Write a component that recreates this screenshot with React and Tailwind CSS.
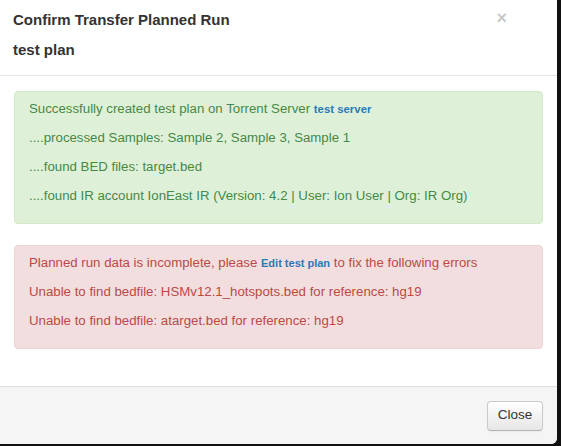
import React from 'react';

const font = { fontFamily: '"Liberation Sans", Arial, sans-serif' };

const App = () => {
  return (
    <div className="w-[561px] h-[446px] bg-[#111] overflow-hidden" style={font}>
      <div className="w-[557px] h-[444px] bg-white rounded-br-md flex flex-col">
        <div className="relative h-[76px] border-b border-[#e5e5e5] px-[13px] pt-[10px]">
          <h3 className="text-[15px] leading-[20px] font-bold text-[#333]">Confirm Transfer Planned Run</h3>
          <h4 className="mt-[10px] text-[15px] leading-[20px] font-bold text-[#333]">test plan</h4>
          <button className="absolute right-[50px] top-[8px] text-[18px] leading-[20px] font-bold text-[#c8c8c8]">×</button>
        </div>
        <div className="flex-1 px-[14px] pt-[15px] flex flex-col gap-[21px]">
          <div className="bg-[#dff0d8] border border-[#d6e9c6] rounded-[4px] px-[14px] pt-[7px] pb-[8px] text-[#468847] text-[13.25px] leading-[20px]">
            <p className="mb-[9px]">
              Successfully created test plan on Torrent Server{' '}
              <a className="text-[11.4px] font-bold text-[#2a7ab8]">test server</a>
            </p>
            <p className="mb-[9px]">....processed Samples: Sample 2, Sample 3, Sample 1</p>
            <p className="mb-[9px]">....found BED files: target.bed</p>
            <p className="mb-[9px]">....found IR account IonEast IR (Version: 4.2 | User: Ion User | Org: IR Org)</p>
          </div>
          <div className="bg-[#f2dede] border border-[#eed3d7] rounded-[4px] px-[14px] pt-[7px] pb-[8px] text-[#b94a48] text-[13.25px] leading-[20px]">
            <p className="mb-[9px]">
              Planned run data is incomplete, please{' '}
              <a className="text-[11px] font-bold text-[#2a7ab8]">Edit test plan</a> to fix the following errors
            </p>
            <p className="mb-[9px]">Unable to find bedfile: HSMv12.1_hotspots.bed for reference: hg19</p>
            <p className="mb-[9px]">Unable to find bedfile: atarget.bed for reference: hg19</p>
          </div>
        </div>
        <div className="h-[58px] border-t border-[#ddd] bg-[#f5f5f5] rounded-br-md flex items-center justify-end px-[14px]">
          <button className="w-[56px] h-[30px] text-[13.5px] text-[#333] border border-[#ccc] border-b-[#b3b3b3] rounded-[4px] bg-gradient-to-b from-white to-[#e6e6e6] shadow-[inset_0_1px_0_rgba(255,255,255,0.2),0_1px_2px_rgba(0,0,0,0.05)]">
            Close
          </button>
        </div>
      </div>
    </div>
  );
};

export default App;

WORK TO DO - Send back the data above word for word, with the pictures left out.

RESPONSE TO THE TASK -
Write a component that recreates this screenshot with React and Tailwind CSS.
import React from 'react';

const font = { fontFamily: '"Liberation Sans", Arial, sans-serif' };

const App = () => {
  return (
    <div className="w-[561px] h-[446px] bg-[#111] overflow-hidden" style={font}>
      <div className="w-[557px] h-[444px] bg-white rounded-br-md flex flex-col">
        <div className="relative h-[76px] border-b border-[#e5e5e5] px-[13px] pt-[10px]">
          <h3 className="text-[15px] leading-[20px] font-bold text-[#333]">Confirm Transfer Planned Run</h3>
          <h4 className="mt-[10px] text-[15px] leading-[20px] font-bold text-[#333]">test plan</h4>
          <button className="absolute right-[50px] top-[8px] text-[18px] leading-[20px] font-bold text-[#c8c8c8]">×</button>
        </div>
        <div className="flex-1 px-[14px] pt-[15px] flex flex-col gap-[21px]">
          <div className="bg-[#dff0d8] border border-[#d6e9c6] rounded-[4px] px-[14px] pt-[7px] pb-[8px] text-[#468847] text-[13.25px] leading-[20px]">
            <p className="mb-[9px]">
              Successfully created test plan on Torrent Server{' '}
              <a className="text-[11.4px] font-bold text-[#2a7ab8]">test server</a>
            </p>
            <p className="mb-[9px]">....processed Samples: Sample 2, Sample 3, Sample 1</p>
            <p className="mb-[9px]">....found BED files: target.bed</p>
            <p className="mb-[9px]">....found IR account IonEast IR (Version: 4.2 | User: Ion User | Org: IR Org)</p>
          </div>
          <div className="bg-[#f2dede] border border-[#eed3d7] rounded-[4px] px-[14px] pt-[7px] pb-[8px] text-[#b94a48] text-[13.25px] leading-[20px]">
            <p className="mb-[9px]">
              Planned run data is incomplete, please{' '}
              <a className="text-[11px] font-bold text-[#2a7ab8]">Edit test plan</a> to fix the following errors
            </p>
            <p className="mb-[9px]">Unable to find bedfile: HSMv12.1_hotspots.bed for reference: hg19</p>
            <p className="mb-[9px]">Unable to find bedfile: atarget.bed for reference: hg19</p>
          </div>
        </div>
        <div className="h-[58px] border-t border-[#ddd] bg-[#f5f5f5] rounded-br-md flex items-center justify-end px-[14px]">
          <button className="w-[56px] h-[30px] text-[13.5px] text-[#333] border border-[#ccc] border-b-[#b3b3b3] rounded-[4px] bg-gradient-to-b from-white to-[#e6e6e6] shadow-[inset_0_1px_0_rgba(255,255,255,0.2),0_1px_2px_rgba(0,0,0,0.05)]">
            Close
          </button>
        </div>
      </div>
    </div>
  );
};

export default App;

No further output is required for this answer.